Friday Night Lights Author Talks Faith and Fatherhood
Buzz Bissinger on his latest book, Father's Day.
You won’t find Buzz Bissinger dropping to his knees in prayer like his Texas high school football team did before each game. Yet, says the Pulitzer Prize-winning writer of the best-selling Friday Night Lights, “More and more, it seems important to me to have faith in something.” S&H caught up with him at the National Writers Series Book Festival in Traverse City, Michigan. “I visited Auschwitz two years ago,” Bissinger explains, shaking his head. “It sounds trite, but I was never bar mitzvahed and now I’m thinking about it. It’s something I can do to honor those people.”
Bissinger’s 2012 memoir, Father’s Day, is another attempt to reconcile loss. It describes a cross-country road trip he took with his 29-year-old, prematurely born son, Zach, who is mentally disabled. (Underscoring Zach’s situation is the inevitable comparison with the more “normal” life of his twin brother, Gerry.) The author’s honesty and introspection about himself as a parent represents the genre at its best.

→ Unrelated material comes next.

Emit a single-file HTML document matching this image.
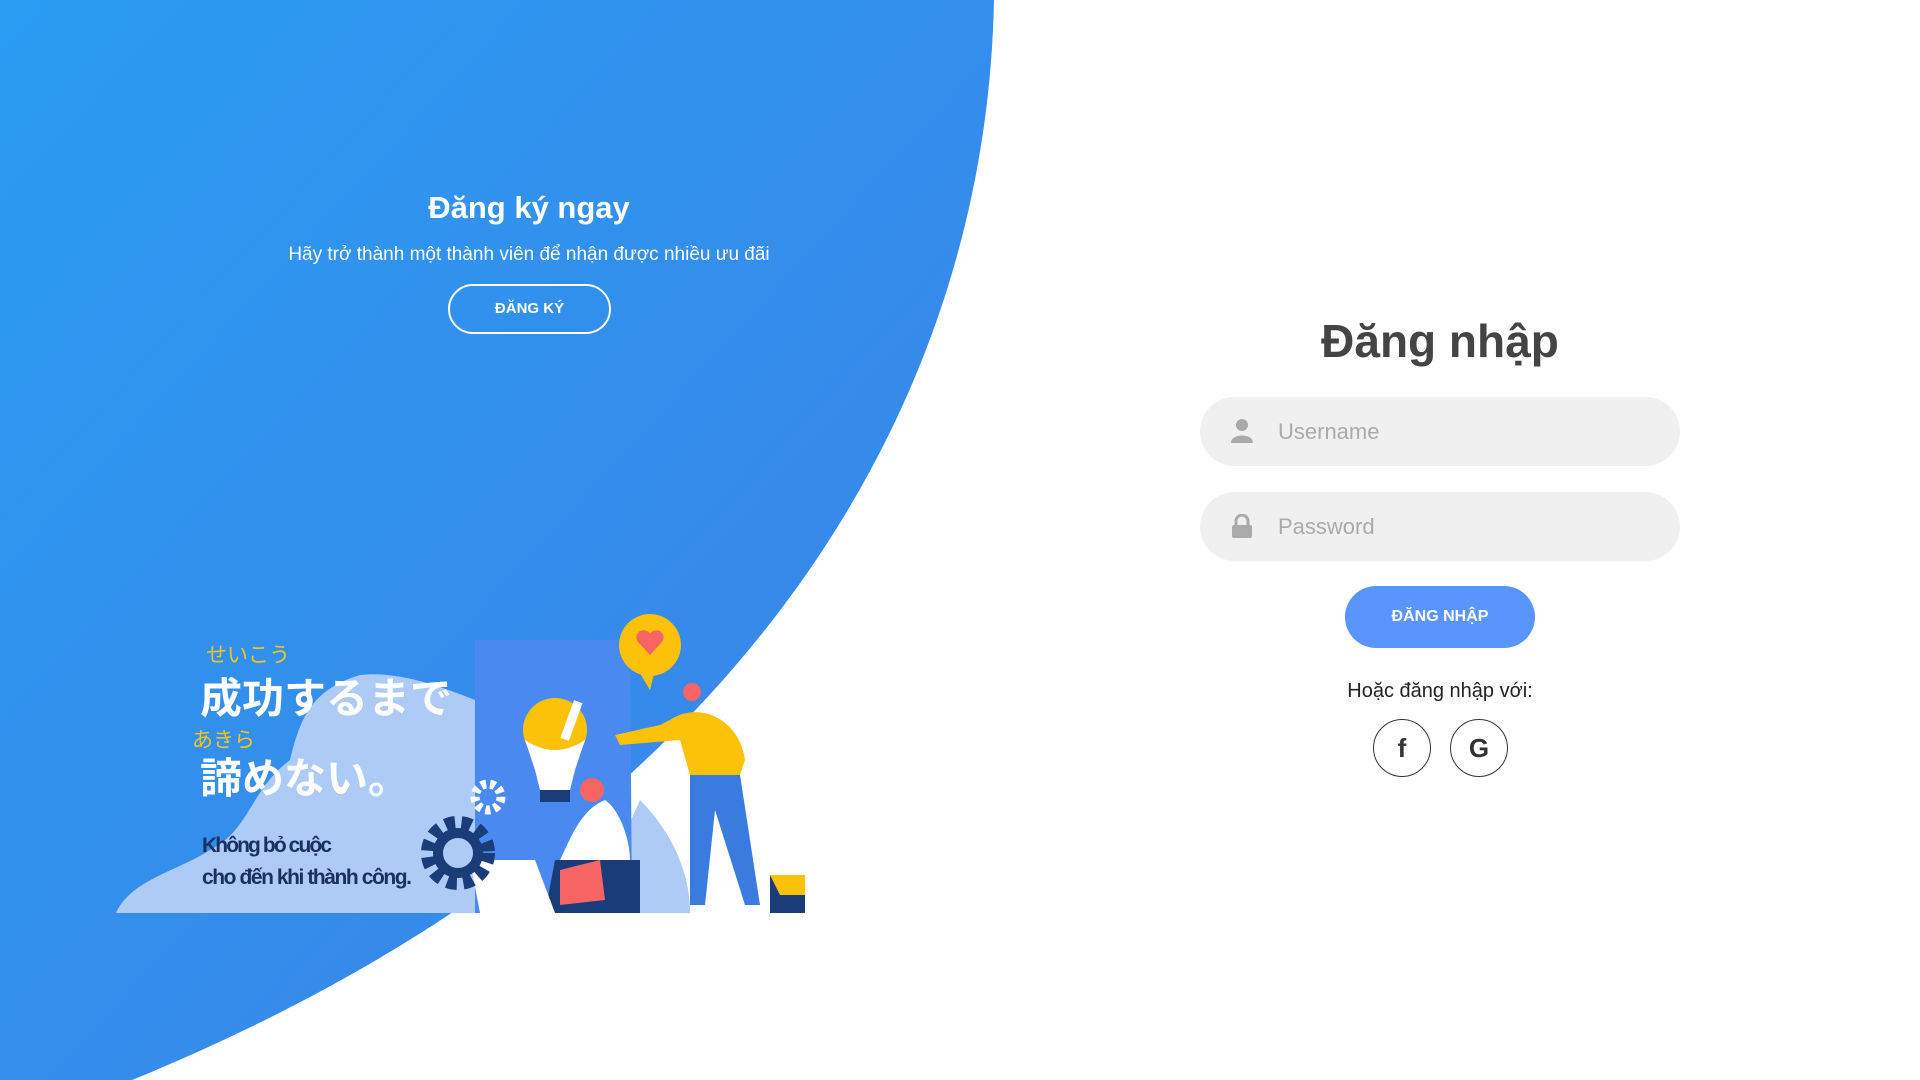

“Words are very important to me,” Bissinger says. But he admits that he can’t rely on them to reach Zach: “Instead, I watch for his body language, and especially for when he becomes silent. I’ve learned to gauge his moods because he never expresses how he’s feeling. Everything with him is concrete.”
According to Bissinger, pity, self-pity, frustration, and anger have all attended their relationship. “They’re not angels from Heaven,” Bissinger says of special-needs children. “It’s heart-breaking to see that he has an understanding of being different, but I believe that Zach deserves my honesty. He’s owed to be told about himself.” Bissinger also has no illusion about being a hero, confiding, “One reviewer of the book said that Zach seems fine, but his father has a lot of problems.”
The proud father doesn’t hold back on his praise of Zach either. Bissinger is impressed by Zach’s yearning for independence. Watching his son negotiate everyday life from the driver’s seat during their trip convinced Bissinger that Zach will soon be able to leave his mom’s house and live with a roommate.
“I’m also impressed by his empathy,” he says. “He’s very kind. Both of my parents are dead now, so when we lived in California it was the last time we were a family. When we reached California on this trip, Zach took out a photograph of them in the hotel room that he had packed because he thought it would be nice to have them with us there again. It was his way of honoring them.” Like father, like son.
Father’s Day will be released as a paperback in late April.